Labour council leaders say they had already provided help in the search for alternative accommodation, since we reported the issue in February.

The Conservatives say they were eventually satisfied with controlling Labour councillors accepting a ‘weaker’ version of their motion.

Tory group leader, councillor Gary Ridley said: “I’m pleased that in the end we reached agreement.

“We need to provide direct, and tangible, help in the form of bricks and mortar.

“As leader of the opposition I’ll be holding Labour to account, they must now abide by this agreement otherwise we could lose these vital charities.”

Labour councillor David Welsh, who presented his group’s amendment, said: “The council is already helping the charities within Coventry Point, we are already helping charities find alternative accommodation and some charities already have found alternative accommodation.”

He later added: “Charities have agreed longer-term leases on buildings, some of them are in the process of refurbishment.

“Some are council buildings and some are not. We don’t want to limit options to council properties.”

The tower block is being purchased by the council to enable demolition and facilitate its ‘City Centre South’ redevelopment plans.

Ms Schooler said last week: “The majority of the charities in the building have been unable to find suitable space to run from – they have either shut or suspended services, leaving vulnerable sections of our local communities without the support and help that they need.

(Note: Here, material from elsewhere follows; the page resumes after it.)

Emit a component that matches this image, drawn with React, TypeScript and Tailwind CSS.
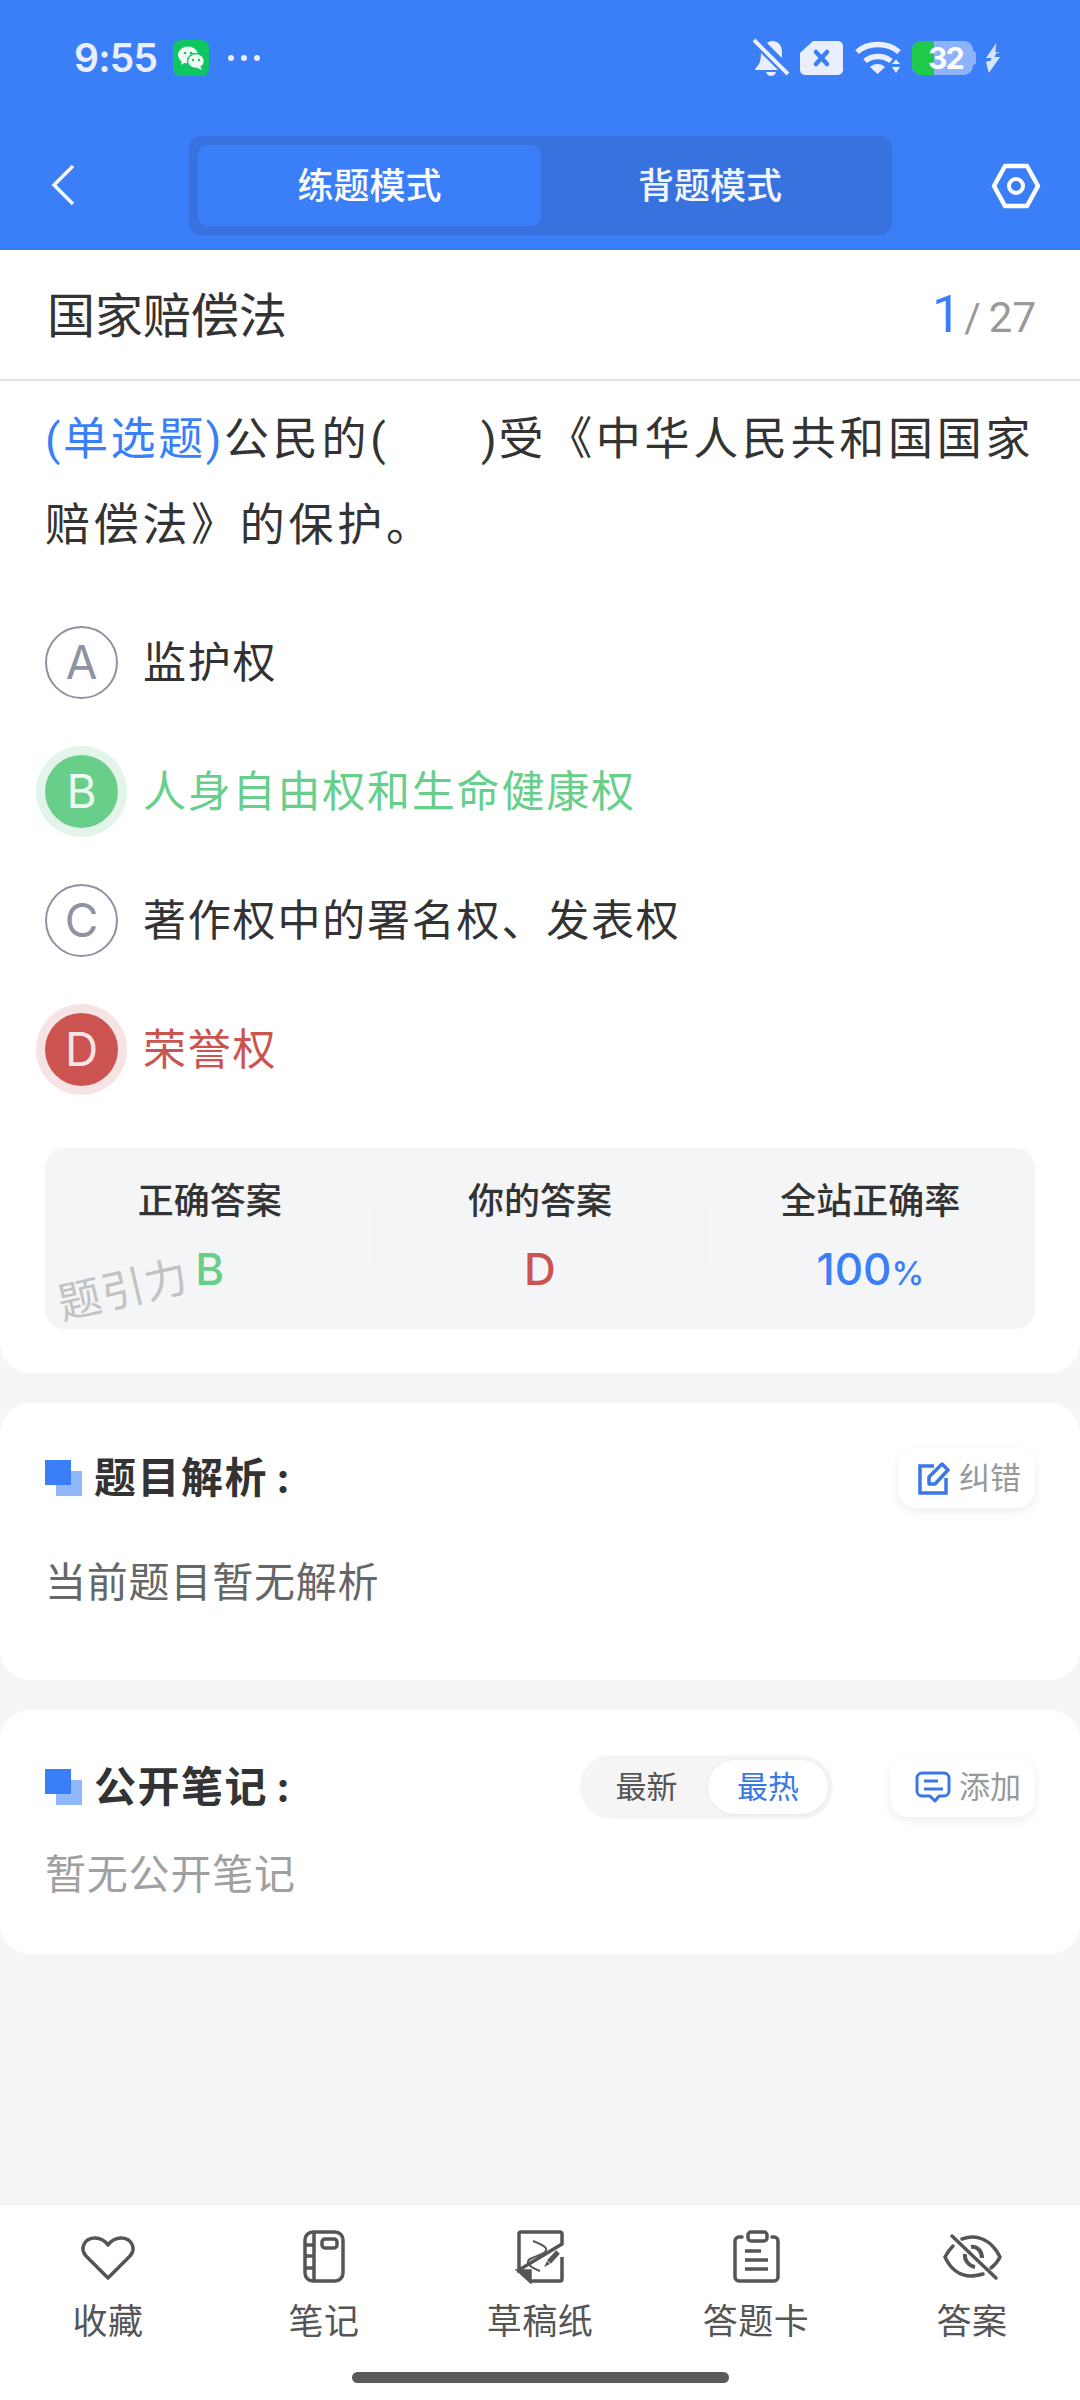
import type { ReactNode } from 'react';

const FONT = "font-['Inter','Noto_Sans_CJK_SC',sans-serif]";

function StatusBar() {
  return (
    <div className="h-[118px] flex items-start justify-between pl-[74px] pr-[78px] pt-[38px] text-[#e9effd]">
      <div className="flex items-center h-[40px]">
        <span className="text-[39px] leading-[40px] font-semibold tracking-[-0.8px] w-[83px]">9:55</span>
        <div className="ml-[16px] w-[36px] h-[36px] rounded-[8px] bg-[#0fc761] flex items-center justify-center">
          <svg width="28" height="26" viewBox="0 0 28 26">
            <ellipse cx="11" cy="10" rx="10" ry="8.5" fill="#f2fbf5" />
            <path d="M5 15l-1 5 5-3z" fill="#f2fbf5" />
            <ellipse cx="19" cy="16" rx="8.5" ry="7.5" fill="#f2fbf5" stroke="#0fc761" strokeWidth="1.5" />
            <path d="M23 21l2 4-5-2z" fill="#f2fbf5" />
            <circle cx="8" cy="8" r="1.3" fill="#0fc761" />
            <circle cx="14" cy="8" r="1.3" fill="#0fc761" />
            <circle cx="16" cy="15" r="1.2" fill="#0fc761" />
            <circle cx="22" cy="15" r="1.2" fill="#0fc761" />
          </svg>
        </div>
        <div className="ml-[19px] flex gap-[7px]">
          <span className="w-[6px] h-[6px] rounded-full bg-[#e9effd]" />
          <span className="w-[6px] h-[6px] rounded-full bg-[#e9effd]" />
          <span className="w-[6px] h-[6px] rounded-full bg-[#e9effd]" />
        </div>
      </div>
      <div className="flex items-center h-[40px]">
        <svg width="38" height="40" viewBox="0 0 38 40" fill="#e9effd">
          <path d="M20 3c7 0 10 5 10 11v6L15 5c1-1 3-2 5-2zM9 15l17 17H3c0-2 2-3 4-6 1-2 2-6 2-11zM14 34h10c-1 3-3 4-5 4s-4-1-5-4z" />
          <path d="M2 2l34 34" stroke="#e9effd" strokeWidth="4" />
          <path d="M6 1l32 32" stroke="#3b7ff8" strokeWidth="2.5" />
        </svg>
        <div className="ml-[10px] w-[43px] h-[34px]">
          <svg width="43" height="34" viewBox="0 0 43 34">
            <path d="M13 0h25a5 5 0 0 1 5 5v24a5 5 0 0 1-5 5H5a5 5 0 0 1-5-5V12z" fill="#e9effd" />
            <path d="M16 11l11 12M27 11L16 23" stroke="#3b7ff8" strokeWidth="4.5" strokeLinecap="round" />
          </svg>
        </div>
        <svg className="ml-[12px]" width="47" height="34" viewBox="0 0 47 34" fill="none">
          <path d="M2 11c11-10 31-10 42 0" stroke="#e9effd" strokeWidth="5.5" />
          <path d="M10 20c7-6 19-6 26 0" stroke="#e9effd" strokeWidth="5.5" />
          <path d="M15 26c4-4 11-4 15 0l-7.500 7z" fill="#e9effd" />
          <path d="M37 23l4-4.500 4 4.500zM37 26h8l-4 6z" fill="#e9effd" />
        </svg>
        <div className="ml-[10px] relative w-[61px] h-[34px] rounded-[9px] bg-[#8db3fb] overflow-hidden">
          <div className="w-[22px] h-full bg-[#1fc94a]" />
          <span className="absolute left-[16px] top-0 w-[30px] text-center text-[30px] leading-[34px] font-bold tracking-[-1.5px] text-white">32</span>
        </div>
        <span className="w-[3px] h-[14px] rounded-r-[3px] bg-[#8db3fb]" />
        <svg className="ml-[9px]" width="17" height="32" viewBox="0 0 18 32" fill="#d8e4fd">
          <path d="M12 0L1 16h6l-1 3-5 1h0l3 12 12-17h-6l2-4 5-1h-6z" />
        </svg>
      </div>
    </div>
  );
}

function Header() {
  return (
    <div className="h-[132px] flex items-start pt-[18px] relative">
      <svg className="ml-[50px] mt-[27px]" width="26" height="44" viewBox="0 0 26 44" fill="none">
        <path d="M23 3L4 22l19 19" stroke="#f4f7ff" strokeWidth="3.5" />
      </svg>
      <div className="ml-[113px] w-[703px] h-[99px] rounded-[12px] bg-[#3872de] p-[9px] flex">
        <div className="w-[343px] h-[81px] rounded-[10px] bg-[#3b7ff8] flex items-center justify-center text-[36px] font-medium text-white">练题模式</div>
        <div className="flex-1 flex items-center justify-center text-[36px] font-medium text-[#f2f5fd] pr-[4px]">背题模式</div>
      </div>
      <svg className="ml-[99px] mt-[27px]" width="50" height="46" viewBox="0 0 50 46" fill="none">
        <path d="M14 3h22l11 20-11 20H14L3 23z" stroke="#fff" strokeWidth="4.500" strokeLinejoin="round" />
        <circle cx="25" cy="23" r="7" stroke="#fff" strokeWidth="4" />
      </svg>
    </div>
  );
}

const OPTIONS = [
  { key: 'A', text: '监护权', state: 'idle' },
  { key: 'B', text: '人身自由权和生命健康权', state: 'right' },
  { key: 'C', text: '著作权中的署名权、发表权', state: 'idle' },
  { key: 'D', text: '荣誉权', state: 'wrong' },
];

function Option({ k, text, state }: { k: string; text: string; state: string }) {
  let circle = 'border-2 border-[#8f92a3] text-[#8f92a3] bg-white';
  let color = 'text-[#333333]';
  if (state === 'right') {
    circle = 'bg-[#68cf8b] text-[#eef9f2] shadow-[0_0_0_9px_#e3f5ea]';
    color = 'text-[#68cf8b]';
  }
  if (state === 'wrong') {
    circle = 'bg-[#cc5450] text-[#f8e6e6] shadow-[0_0_0_9px_#f6e3e3]';
    color = 'text-[#cc5450]';
  }
  return (
    <div className="h-[129px] flex items-center">
      <div className={`w-[73px] h-[73px] rounded-full flex items-center justify-center text-[46px] ${circle}`}>{k}</div>
      <div className={`ml-[25px] text-[43px] tracking-[1.8px] ${color}`}>{text}</div>
    </div>
  );
}

function Stat({ label, children }: { label: string; children: ReactNode }) {
  return (
    <div className="flex-1 flex flex-col items-center pt-[30px]">
      <div className="text-[36px] leading-[46px] font-medium text-[#333333]">{label}</div>
      <div className="mt-[22px] text-[44px] leading-[46px] font-medium">{children}</div>
    </div>
  );
}

function SectionTitle({ text }: { text: string }) {
  return (
    <div className="flex items-center">
      <div className="relative w-[37px] h-[36px]">
        <div className="absolute right-0 bottom-0 w-[26px] h-[25px] bg-[#8fb8fa]" />
        <div className="absolute left-0 top-0 w-[26px] h-[25px] bg-[#3b7ff8]" />
      </div>
      <div className="ml-[12px] text-[42px] leading-[50px] font-bold tracking-[1.5px] text-[#333333]">
        {text}
        <span className="ml-[8px]">:</span>
      </div>
    </div>
  );
}

function ActionButton({ icon, text, width }: { icon: ReactNode; text: string; width: string }) {
  return (
    <div className={`h-[60px] rounded-[18px] bg-white shadow-[0_3px_10px_rgba(0,0,0,0.08)] flex items-center justify-end pr-[14px] ${width}`}>
      {icon}
      <span className="ml-[8px] text-[31px] text-[#999999]">{text}</span>
    </div>
  );
}

const TABS: { label: string; icon: ReactNode }[] = [
  {
    label: '收藏',
    icon: <path d="M30 48L8 26C1 18 7 8 17 8c6 0 10 3 13 7 3-4 7-7 13-7 10 0 16 10 9 18z" strokeLinejoin="round" />,
  },
  {
    label: '笔记',
    icon: (
      <>
        <rect x="11" y="2" width="38" height="49" rx="8" />
        <path d="M20 2v49M11 15h9M11 26h9M11 38h9" />
        <rect x="28" y="9" width="15" height="9" rx="3" />
      </>
    ),
  },
  {
    label: '草稿纸',
    icon: (
      <>
        <path d="M21 51h29a2 2 0 0 0 2-2V27M52 14V4a2 2 0 0 0-2-2H11a2 2 0 0 0-2 2v36z" />
        <path d="M9 41h11v10z" fill="#555555" />
        <path d="M23 11c10 4 16 7 12 11-6 5-18 5-17 11 1 4 7 6 12 8" strokeWidth="2" />
        <path d="M39 32l9-10" strokeWidth="5" />
        <path d="M34 37l3-6 3 3z" fill="#555555" stroke="none" />
      </>
    ),
  },
  {
    label: '答题卡',
    icon: (
      <>
        <path d="M16 7h-3a4 4 0 0 0-4 4v36a4 4 0 0 0 4 4h35a4 4 0 0 0 4-4V11a4 4 0 0 0-4-4h-2" strokeLinecap="round" />
        <rect x="22" y="2" width="19" height="9" rx="3" />
        <path d="M19 21h16M19 30h23M19 39h23" />
      </>
    ),
  },
  {
    label: '答案',
    icon: (
      <>
        <path d="M11 16c-3 3-6 7-8 11 5 11 14 19 26 19 4 0 8-1 12-2" strokeLinecap="round" />
        <path d="M20 9c3-1 6-2 10-2 12 0 22 8 28 20-2 4-5 8-9 11" strokeLinecap="round" />
        <path d="M29 17c6-1 11 4 11 11" strokeWidth="4" />
        <path d="M23 24c-1 6 4 12 10 13" strokeWidth="4" />
        <path d="M10 6l44 42" strokeLinecap="round" />
      </>
    ),
  },
];

export default function App() {
  return (
    <div className={`w-[1080px] h-[2400px] flex flex-col bg-[#f4f5f7] overflow-hidden ${FONT}`}>
      <div className="bg-[#3b7ff8]">
        <StatusBar />
        <Header />
      </div>

      <div className="bg-white rounded-b-[30px] h-[1123px]">
        <div className="h-[131px] border-b-2 border-[#e2e2e2] flex items-center justify-between pl-[47px] pr-[44px]">
          <span className="text-[48px] leading-[70px] pt-[3px] text-[#333333]">国家赔偿法</span>
          <span className="flex items-baseline font-['Roboto',sans-serif] text-[#999999]">
            <span className="text-[52px] text-[#3b7ff8]">1</span>
            <span className="ml-[3px] text-[40px]">/</span>
            <span className="ml-[8px] text-[42px]">27</span>
          </span>
        </div>

        <div className="pl-[45px] pr-[38px]">
          <div className="pt-[16px] font-['Roboto','Noto_Sans_CJK_SC',sans-serif] text-[45px] leading-[86px] tracking-[3.7px] text-[#333333]">
            <span className="tracking-[2.6px] text-[#3b7ff8]">(单选题)</span>公民的<span className="tracking-[1.8px]">(　　)</span>受《中华人民共和国国家赔偿法》的保护。
          </div>

          <div className="mt-[29px]">
            {OPTIONS.map((o) => (
              <Option key={o.key} k={o.key} text={o.text} state={o.state} />
            ))}
          </div>

          <div className="relative mt-[34px] mr-[7px] h-[181px] rounded-[20px] bg-[#f4f5f7] flex">
            <Stat label="正确答案">
              <span className="text-[#68cf8b]">B</span>
            </Stat>
            <div className="w-px h-[60px] mt-[60px] bg-[#e9eaec]" />
            <Stat label="你的答案">
              <span className="text-[#cc5450]">D</span>
            </Stat>
            <div className="w-px h-[60px] mt-[60px] bg-[#e9eaec]" />
            <Stat label="全站正确率">
              <span className="text-[#3b7ff8]">100<span className="text-[33px]">%</span></span>
            </Stat>
            <span className="absolute left-[12px] top-[116px] -rotate-[13deg] text-[43px] leading-[50px] tracking-[1px] text-[#c2c2c4]">题引力</span>
          </div>
        </div>
      </div>

      <div className="mt-[30px] h-[277px] bg-white rounded-[30px] px-[45px] pt-[45px]">
        <div className="flex items-center justify-between h-[60px]">
          <SectionTitle text="题目解析" />
          <ActionButton
            width="w-[137px]"
            text="纠错"
            icon={
              <svg width="34" height="34" viewBox="0 0 34 34" fill="none" stroke="#3a78e6" strokeWidth="3.500">
                <path d="M17 5H3v27h26V17" />
                <path d="M12 23v-7L25 3l6 6-13 14z" strokeLinejoin="round" />
              </svg>
            }
          />
        </div>
        <div className="mt-[48px] text-[41px] leading-[52px] tracking-[0.8px] text-[#666666]">当前题目暂无解析</div>
      </div>

      <div className="mt-[30px] h-[244px] bg-white rounded-[30px] px-[45px] pt-[45px]">
        <div className="flex items-center justify-between h-[64px]">
          <SectionTitle text="公开笔记" />
          <div className="flex items-center">
            <div className="w-[253px] h-[64px] rounded-full bg-[#f5f5f5] flex items-center p-[5px] mr-[57px] text-[31px]">
              <span className="w-[123px] text-center text-[#555555]">最新</span>
              <span className="w-[120px] h-[54px] rounded-full bg-white shadow-[0_1px_4px_rgba(0,0,0,0.06)] text-center leading-[54px] text-[#3a78e6]">最热</span>
            </div>
            <ActionButton
              width="w-[145px]"
              text="添加"
              icon={
                <svg width="36" height="32" viewBox="0 0 36 32" fill="none" stroke="#3a78e6" strokeWidth="3">
                  <path d="M7 2h22a5 5 0 0 1 5 5v13a5 5 0 0 1-5 5h-5l-4 5-5-5H7a5 5 0 0 1-5-5V7a5 5 0 0 1 5-5z" strokeLinejoin="round" />
                  <path d="M9 10h14M9 18h19" />
                </svg>
              }
            />
          </div>
        </div>
        <div className="mt-[29px] text-[41px] leading-[52px] tracking-[0.8px] text-[#a0a0a0]">暂无公开笔记</div>
      </div>

      <div className="mt-auto h-[196px] bg-white border-t border-[#efefef] flex flex-col">
        <div className="flex pt-[25px]">
          {TABS.map((t) => (
            <div key={t.label} className="w-[216px] flex flex-col items-center">
              <svg width="60" height="54" viewBox="0 0 60 54" fill="none" stroke="#555555" strokeWidth="3.500">
                {t.icon}
              </svg>
              <span className="mt-[15px] text-[35px] leading-[44px] tracking-[0.5px] text-[#555555]">{t.label}</span>
            </div>
          ))}
        </div>
        <div className="mt-[29px] mx-auto w-[377px] h-[11px] rounded-full bg-[#5a5a5a]" />
      </div>
    </div>
  );
}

“If we are given long enough to allow charities to develop plans, look for suitable premises to move onto and raise funds for rent and rates then this would be a lifeline for many charities and give breathing space for us to continue services too.”

Other charities removed from Coventry Point include Coventry Irish Centre, Highlife Centre, Abacus, Terrence Higgins Trust and The Hummingbird Centre.

The charities were plunged into uncertainty after being served ‘eviction notices’ at the beginning of last month.

The organisations were given one month’s notice to vacate the premises – all charities have now left Coventry Point.